Goal of the exercise: Look through the data below and output, unchanged, every line from the one holding "Give me the" through the one holding "Method; path: string;", inclusive. Skip the pictures.

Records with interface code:
[start]

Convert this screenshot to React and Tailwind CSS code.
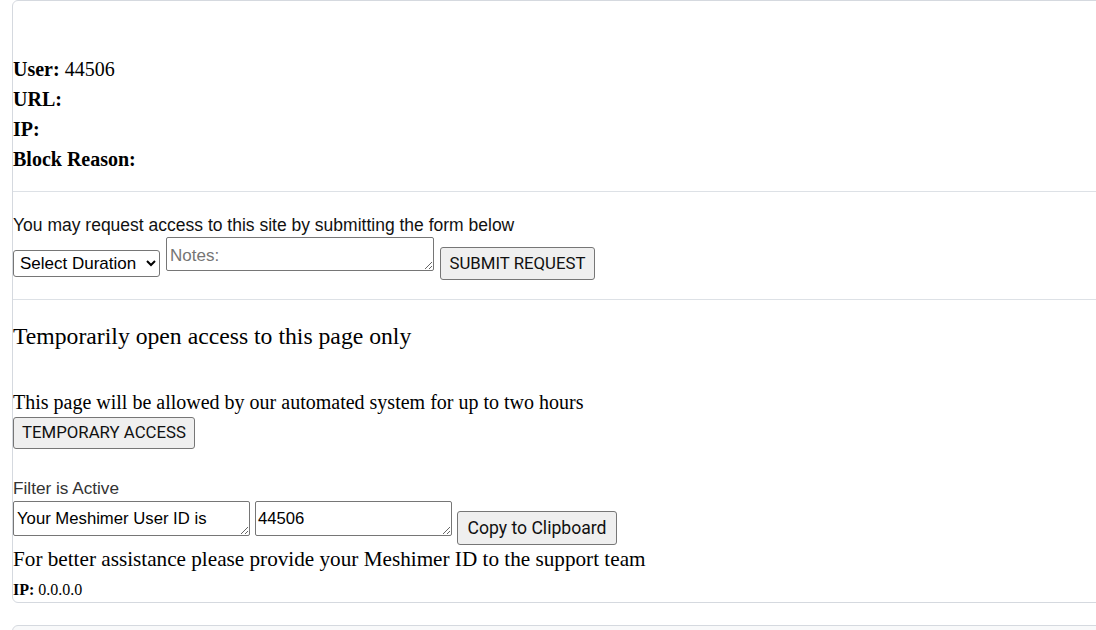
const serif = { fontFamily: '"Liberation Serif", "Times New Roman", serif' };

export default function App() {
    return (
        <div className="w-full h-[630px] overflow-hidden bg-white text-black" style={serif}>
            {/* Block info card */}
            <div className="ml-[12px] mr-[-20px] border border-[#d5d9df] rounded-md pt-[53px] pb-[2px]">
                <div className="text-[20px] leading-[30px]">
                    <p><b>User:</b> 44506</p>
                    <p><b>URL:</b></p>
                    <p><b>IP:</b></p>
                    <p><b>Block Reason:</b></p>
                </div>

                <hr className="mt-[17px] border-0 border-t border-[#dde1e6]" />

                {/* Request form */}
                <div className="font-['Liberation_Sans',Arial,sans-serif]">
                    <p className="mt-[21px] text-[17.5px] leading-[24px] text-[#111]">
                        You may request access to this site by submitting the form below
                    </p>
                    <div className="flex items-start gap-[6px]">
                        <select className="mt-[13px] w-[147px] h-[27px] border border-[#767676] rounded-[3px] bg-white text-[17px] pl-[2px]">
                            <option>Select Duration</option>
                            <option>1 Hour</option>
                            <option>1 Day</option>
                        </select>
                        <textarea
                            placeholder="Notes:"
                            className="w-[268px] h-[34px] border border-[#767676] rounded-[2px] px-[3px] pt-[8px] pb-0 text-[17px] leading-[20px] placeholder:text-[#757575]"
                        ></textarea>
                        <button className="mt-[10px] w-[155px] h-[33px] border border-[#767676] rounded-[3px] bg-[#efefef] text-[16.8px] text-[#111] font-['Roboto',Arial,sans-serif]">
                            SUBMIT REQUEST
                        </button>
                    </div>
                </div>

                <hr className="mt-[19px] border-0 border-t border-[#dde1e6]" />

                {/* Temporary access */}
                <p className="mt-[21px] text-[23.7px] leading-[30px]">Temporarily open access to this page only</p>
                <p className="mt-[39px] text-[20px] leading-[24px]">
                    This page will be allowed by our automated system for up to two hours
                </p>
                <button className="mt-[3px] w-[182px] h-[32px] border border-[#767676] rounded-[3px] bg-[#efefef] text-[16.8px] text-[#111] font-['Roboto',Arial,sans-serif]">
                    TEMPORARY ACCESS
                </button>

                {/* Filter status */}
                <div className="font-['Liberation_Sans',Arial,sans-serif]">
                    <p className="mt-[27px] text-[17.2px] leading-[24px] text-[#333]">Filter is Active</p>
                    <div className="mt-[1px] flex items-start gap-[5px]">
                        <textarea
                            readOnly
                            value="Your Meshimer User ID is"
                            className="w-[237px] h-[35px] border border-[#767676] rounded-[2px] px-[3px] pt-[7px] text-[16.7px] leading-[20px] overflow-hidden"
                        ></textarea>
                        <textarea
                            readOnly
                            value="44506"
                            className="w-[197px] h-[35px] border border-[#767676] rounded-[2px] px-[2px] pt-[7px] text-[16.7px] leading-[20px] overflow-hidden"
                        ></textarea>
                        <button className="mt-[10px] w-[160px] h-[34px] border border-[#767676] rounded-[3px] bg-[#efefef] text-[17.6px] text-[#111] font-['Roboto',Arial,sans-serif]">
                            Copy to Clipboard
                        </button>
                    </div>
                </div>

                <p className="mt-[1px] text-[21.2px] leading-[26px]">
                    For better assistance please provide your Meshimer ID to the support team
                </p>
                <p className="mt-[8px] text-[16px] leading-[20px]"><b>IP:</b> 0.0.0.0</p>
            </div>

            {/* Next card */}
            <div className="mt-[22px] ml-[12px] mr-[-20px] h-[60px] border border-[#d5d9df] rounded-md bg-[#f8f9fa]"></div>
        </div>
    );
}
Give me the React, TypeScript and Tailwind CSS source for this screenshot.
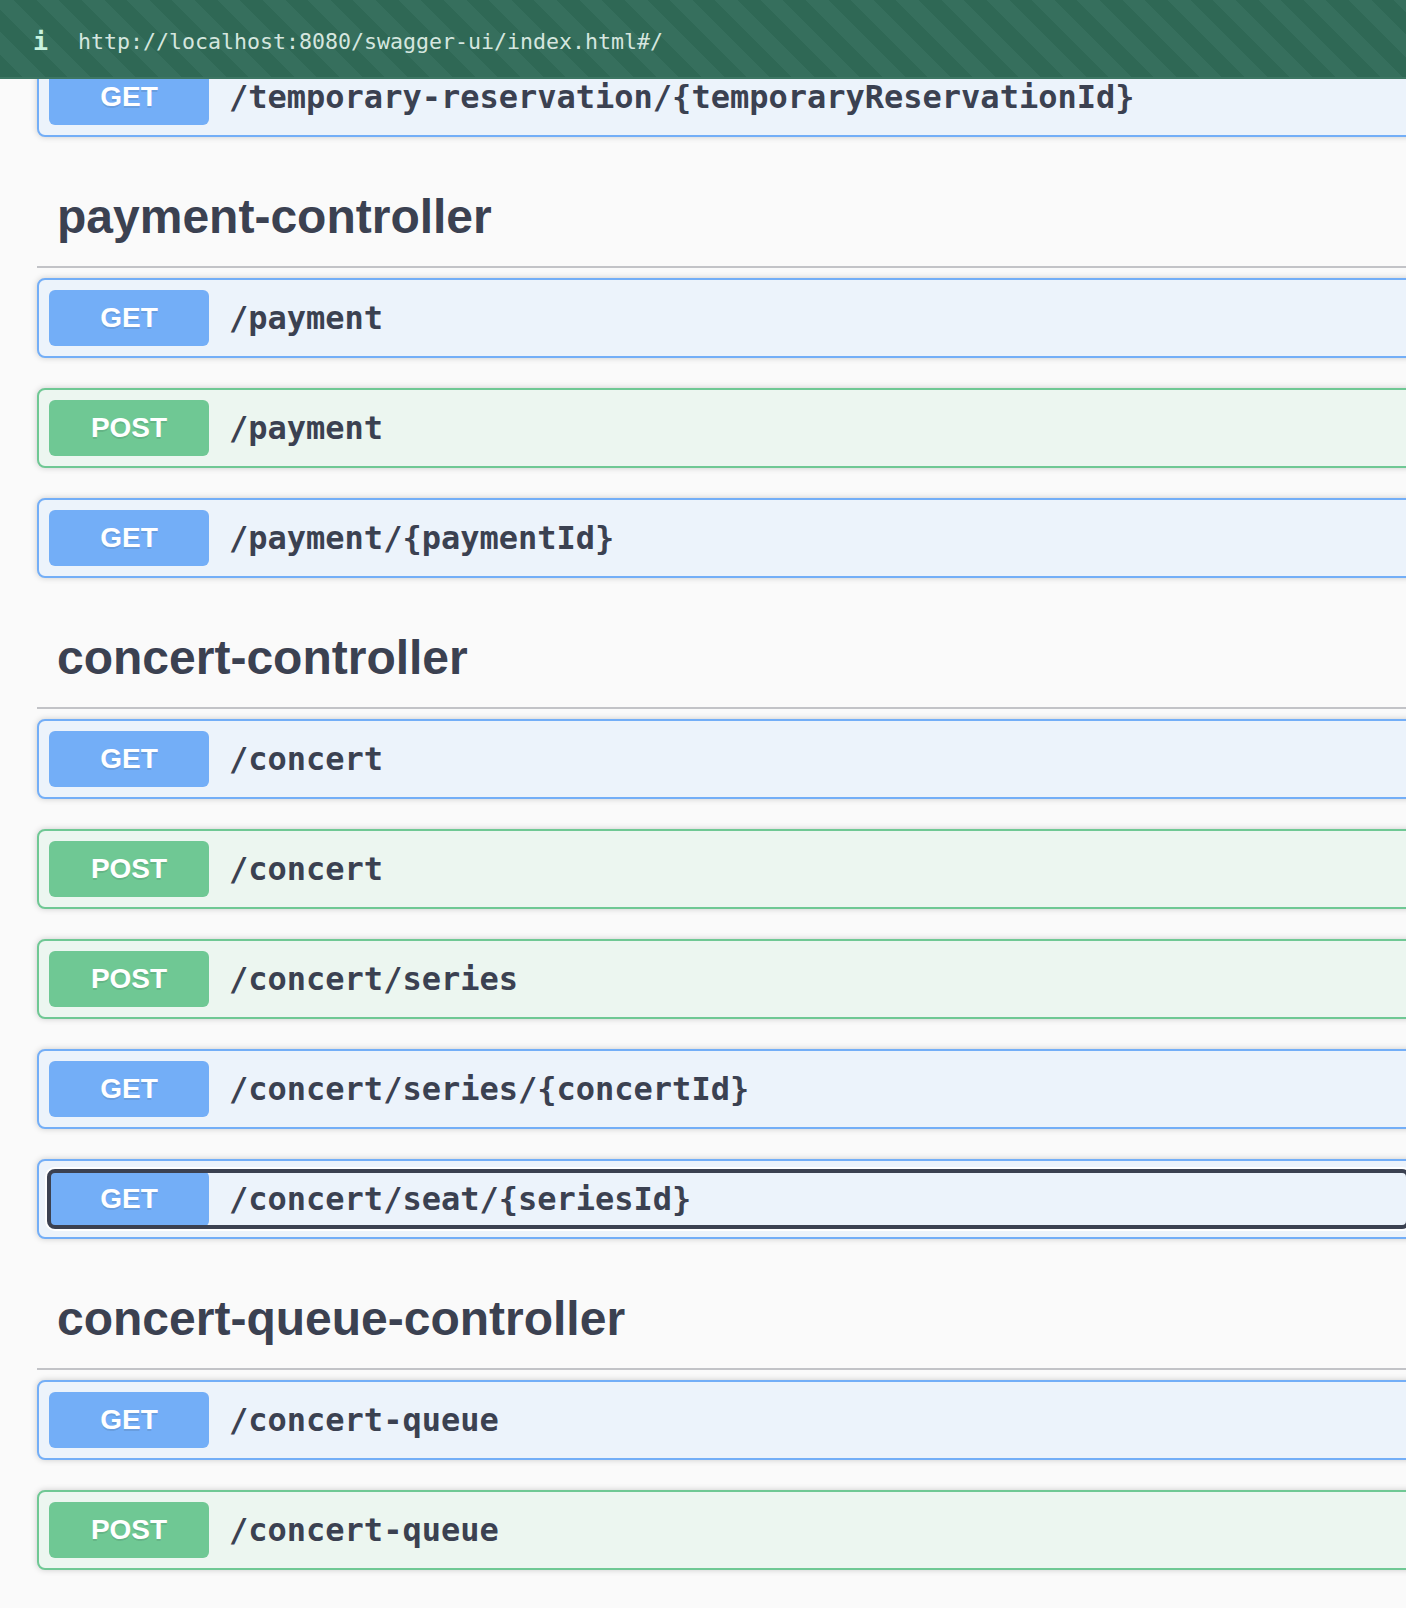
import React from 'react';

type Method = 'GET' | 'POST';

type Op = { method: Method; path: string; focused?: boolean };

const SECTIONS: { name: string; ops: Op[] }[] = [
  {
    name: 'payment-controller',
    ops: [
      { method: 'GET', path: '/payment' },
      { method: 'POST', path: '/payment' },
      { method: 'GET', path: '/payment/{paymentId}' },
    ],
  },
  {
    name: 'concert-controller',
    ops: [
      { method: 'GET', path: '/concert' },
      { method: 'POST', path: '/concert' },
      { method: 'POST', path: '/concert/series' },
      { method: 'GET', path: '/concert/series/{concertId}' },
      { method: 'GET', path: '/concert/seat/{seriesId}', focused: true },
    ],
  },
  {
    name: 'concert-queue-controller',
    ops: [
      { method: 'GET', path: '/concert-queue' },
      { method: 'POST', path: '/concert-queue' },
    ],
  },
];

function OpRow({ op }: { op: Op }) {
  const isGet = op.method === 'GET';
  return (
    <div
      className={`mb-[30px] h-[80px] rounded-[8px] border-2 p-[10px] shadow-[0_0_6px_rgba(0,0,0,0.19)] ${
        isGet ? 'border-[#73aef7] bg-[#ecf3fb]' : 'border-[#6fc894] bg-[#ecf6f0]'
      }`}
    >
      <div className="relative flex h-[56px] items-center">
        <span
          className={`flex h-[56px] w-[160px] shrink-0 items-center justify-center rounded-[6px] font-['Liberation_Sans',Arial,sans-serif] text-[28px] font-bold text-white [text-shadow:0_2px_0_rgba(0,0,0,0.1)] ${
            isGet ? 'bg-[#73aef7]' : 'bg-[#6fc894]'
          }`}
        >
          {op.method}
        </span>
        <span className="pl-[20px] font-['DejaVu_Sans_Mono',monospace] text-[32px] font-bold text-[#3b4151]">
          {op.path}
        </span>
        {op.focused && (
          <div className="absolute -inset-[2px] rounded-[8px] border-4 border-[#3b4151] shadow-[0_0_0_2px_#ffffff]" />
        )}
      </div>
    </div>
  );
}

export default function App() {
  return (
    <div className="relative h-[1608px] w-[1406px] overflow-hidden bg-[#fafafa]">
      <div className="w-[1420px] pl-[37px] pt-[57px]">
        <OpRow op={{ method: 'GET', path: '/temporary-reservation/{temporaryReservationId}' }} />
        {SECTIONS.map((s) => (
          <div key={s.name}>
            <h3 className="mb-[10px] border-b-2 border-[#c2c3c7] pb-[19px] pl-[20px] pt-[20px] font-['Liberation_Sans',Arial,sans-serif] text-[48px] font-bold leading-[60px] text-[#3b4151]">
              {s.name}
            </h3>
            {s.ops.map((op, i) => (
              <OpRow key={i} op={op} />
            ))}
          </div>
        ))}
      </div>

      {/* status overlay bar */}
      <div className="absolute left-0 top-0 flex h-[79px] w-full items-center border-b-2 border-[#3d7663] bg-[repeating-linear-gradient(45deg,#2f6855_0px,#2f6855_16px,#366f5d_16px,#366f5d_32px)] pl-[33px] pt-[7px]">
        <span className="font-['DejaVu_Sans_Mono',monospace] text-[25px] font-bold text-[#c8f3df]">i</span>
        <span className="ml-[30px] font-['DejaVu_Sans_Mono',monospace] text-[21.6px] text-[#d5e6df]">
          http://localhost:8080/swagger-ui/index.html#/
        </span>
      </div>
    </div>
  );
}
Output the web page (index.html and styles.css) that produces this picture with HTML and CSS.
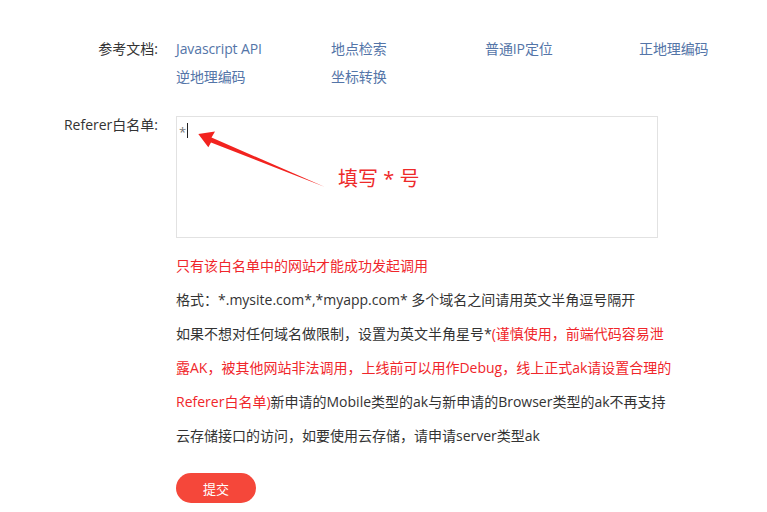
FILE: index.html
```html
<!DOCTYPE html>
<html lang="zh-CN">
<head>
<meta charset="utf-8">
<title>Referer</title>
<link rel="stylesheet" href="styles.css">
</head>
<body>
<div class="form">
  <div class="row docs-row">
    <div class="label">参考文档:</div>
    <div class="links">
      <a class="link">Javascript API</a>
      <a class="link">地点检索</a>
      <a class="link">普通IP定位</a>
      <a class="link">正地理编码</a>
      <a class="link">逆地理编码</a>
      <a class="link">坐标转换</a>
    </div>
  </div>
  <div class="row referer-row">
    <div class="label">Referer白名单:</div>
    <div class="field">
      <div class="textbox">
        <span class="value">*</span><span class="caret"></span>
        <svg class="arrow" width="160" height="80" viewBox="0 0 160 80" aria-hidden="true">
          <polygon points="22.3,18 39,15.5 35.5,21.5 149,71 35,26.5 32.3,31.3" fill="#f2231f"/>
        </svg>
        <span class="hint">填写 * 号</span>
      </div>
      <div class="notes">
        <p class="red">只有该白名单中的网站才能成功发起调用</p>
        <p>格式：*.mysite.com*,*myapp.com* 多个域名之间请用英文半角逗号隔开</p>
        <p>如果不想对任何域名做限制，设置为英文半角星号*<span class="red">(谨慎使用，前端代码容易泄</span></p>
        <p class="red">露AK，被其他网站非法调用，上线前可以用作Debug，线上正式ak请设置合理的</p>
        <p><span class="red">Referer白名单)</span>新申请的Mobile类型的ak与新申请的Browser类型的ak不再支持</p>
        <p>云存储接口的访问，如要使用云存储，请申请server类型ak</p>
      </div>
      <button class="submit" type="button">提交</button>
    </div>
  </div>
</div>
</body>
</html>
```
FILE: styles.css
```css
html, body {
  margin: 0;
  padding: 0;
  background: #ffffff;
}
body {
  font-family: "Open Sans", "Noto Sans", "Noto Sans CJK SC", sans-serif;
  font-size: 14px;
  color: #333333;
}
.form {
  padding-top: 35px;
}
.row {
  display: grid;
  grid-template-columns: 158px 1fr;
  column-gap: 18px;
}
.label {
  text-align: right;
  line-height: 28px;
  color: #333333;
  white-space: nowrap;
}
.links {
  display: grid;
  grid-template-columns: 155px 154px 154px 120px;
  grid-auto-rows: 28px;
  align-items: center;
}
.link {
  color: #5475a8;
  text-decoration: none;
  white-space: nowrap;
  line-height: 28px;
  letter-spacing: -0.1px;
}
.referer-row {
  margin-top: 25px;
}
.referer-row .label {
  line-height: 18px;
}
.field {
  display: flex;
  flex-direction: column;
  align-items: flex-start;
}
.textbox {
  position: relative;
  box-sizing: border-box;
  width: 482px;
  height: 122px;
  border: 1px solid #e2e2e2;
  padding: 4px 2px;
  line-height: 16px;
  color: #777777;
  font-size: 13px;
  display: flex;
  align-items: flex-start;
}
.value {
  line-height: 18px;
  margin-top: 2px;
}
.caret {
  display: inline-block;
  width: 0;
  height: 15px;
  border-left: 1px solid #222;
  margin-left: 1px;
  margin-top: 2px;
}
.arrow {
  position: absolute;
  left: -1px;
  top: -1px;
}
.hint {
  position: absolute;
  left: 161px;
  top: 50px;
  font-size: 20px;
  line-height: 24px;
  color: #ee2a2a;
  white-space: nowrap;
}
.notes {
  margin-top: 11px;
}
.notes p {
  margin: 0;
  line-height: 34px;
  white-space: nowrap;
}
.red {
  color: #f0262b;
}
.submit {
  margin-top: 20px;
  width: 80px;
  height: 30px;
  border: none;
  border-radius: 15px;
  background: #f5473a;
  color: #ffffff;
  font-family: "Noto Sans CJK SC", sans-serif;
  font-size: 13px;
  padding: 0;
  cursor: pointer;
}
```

[end]

Answer to this problem:
Give me the React, TypeScript and Tailwind CSS source for this screenshot.
import React from 'react';

type Method = 'GET' | 'POST';

type Op = { method: Method; path: string; focused?: boolean };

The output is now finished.